Indeed! Though you needn’t be Scots or particularly miserable to see the sense in all this. The markup on steak is ridiculous considering the level of skill needed to cook it.
A ‘skill’ that is sadly missing in a lot of restaurants. I think cooking steaks is considered to be so easy that it’s delegated to the lowest paid trainee or commis to do while the ‘chef’ deals with the foams and the baby-leaf garnishes that make the plates look pretty.
This is also the method that Raymond Blanc espouses. Interesting take on the seasoning. I tend to unwrap the meat for a day or so in the fridge to dry it out a bit which I guess is the same as the salting a few hours before. I’ve heard that seasoning after cooking is also a possibility so that the moisture isn’t drawn to the surface prior to cooking?
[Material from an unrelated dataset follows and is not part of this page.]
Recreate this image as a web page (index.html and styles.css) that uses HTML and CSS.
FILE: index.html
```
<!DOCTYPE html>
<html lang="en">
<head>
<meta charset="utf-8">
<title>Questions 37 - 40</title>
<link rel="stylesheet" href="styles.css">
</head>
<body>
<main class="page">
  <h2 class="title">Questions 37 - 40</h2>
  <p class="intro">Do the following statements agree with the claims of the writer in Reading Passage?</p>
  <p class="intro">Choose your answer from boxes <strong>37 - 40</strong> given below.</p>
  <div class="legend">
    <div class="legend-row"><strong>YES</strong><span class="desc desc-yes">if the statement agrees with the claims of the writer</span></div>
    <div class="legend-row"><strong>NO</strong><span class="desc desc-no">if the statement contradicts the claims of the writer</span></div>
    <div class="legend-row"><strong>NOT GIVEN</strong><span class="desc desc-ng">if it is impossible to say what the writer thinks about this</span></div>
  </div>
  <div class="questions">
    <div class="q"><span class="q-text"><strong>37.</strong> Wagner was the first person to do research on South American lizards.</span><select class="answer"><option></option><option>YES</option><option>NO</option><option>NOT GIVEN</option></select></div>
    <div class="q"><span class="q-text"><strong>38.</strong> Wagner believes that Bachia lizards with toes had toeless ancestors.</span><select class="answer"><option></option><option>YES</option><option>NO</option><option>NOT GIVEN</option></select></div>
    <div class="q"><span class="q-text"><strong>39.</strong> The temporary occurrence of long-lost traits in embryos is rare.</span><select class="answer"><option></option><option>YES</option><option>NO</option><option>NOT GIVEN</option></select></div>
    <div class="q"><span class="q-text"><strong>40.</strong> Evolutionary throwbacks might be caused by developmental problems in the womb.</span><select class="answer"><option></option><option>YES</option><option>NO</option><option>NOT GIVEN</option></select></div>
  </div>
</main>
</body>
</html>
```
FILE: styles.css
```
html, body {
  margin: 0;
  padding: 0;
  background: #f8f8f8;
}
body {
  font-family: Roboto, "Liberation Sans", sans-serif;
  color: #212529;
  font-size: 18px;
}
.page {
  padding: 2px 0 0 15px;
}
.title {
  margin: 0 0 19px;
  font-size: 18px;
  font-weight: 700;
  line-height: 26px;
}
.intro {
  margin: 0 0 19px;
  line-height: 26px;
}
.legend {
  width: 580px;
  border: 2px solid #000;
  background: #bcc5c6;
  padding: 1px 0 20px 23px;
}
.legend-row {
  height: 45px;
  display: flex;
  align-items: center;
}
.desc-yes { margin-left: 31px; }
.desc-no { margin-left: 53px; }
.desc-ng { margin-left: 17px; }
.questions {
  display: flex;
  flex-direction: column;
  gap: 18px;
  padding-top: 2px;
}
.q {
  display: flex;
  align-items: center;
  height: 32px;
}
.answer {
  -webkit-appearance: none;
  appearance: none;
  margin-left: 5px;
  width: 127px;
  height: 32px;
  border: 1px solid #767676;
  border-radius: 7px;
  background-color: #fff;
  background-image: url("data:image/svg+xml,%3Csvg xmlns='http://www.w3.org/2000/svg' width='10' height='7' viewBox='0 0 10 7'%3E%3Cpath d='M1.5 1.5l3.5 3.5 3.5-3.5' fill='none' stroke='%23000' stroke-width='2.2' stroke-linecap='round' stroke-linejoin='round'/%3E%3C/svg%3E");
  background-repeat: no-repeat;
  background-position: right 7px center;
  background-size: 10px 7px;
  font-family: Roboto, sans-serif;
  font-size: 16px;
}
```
Either way – the steak looks fantastic. Reminds me of a bistecca alla fiorentina I had at BBQ in Florence. Check it out if you’re ever there.
Helluvapost!
I spose the whole, “salt well in advance thing” does something not dissimilar to the meat brining technique advocated for by McGee, Keller et al. I really want to try cooking a steak this way, but it’s quite a leap of faith to depart from the method you know as tried and true (cast iron grill heated til smoking, cook until just over 50 degrees C inside, leave to rest for 10 mins), especially when you have some decent beef. I never get hold of steak more than about an inch thick, reckon that’s too thin for this method?
An inch thick steak is too thin for this method. I’d use the conventional hot sear for it, nothing wrong with that!
Ideally 4-5cm (2 inches) is best for this method to make sure it doesn’t overcook in the middle. I once cooked a massive 8cm thick T-bone using this method – it was for 4 people. The centre was still a little cool after the 20 minutes so I stuck it in a hot oven for 10 before resting for 15 mins. Turned out beautifully.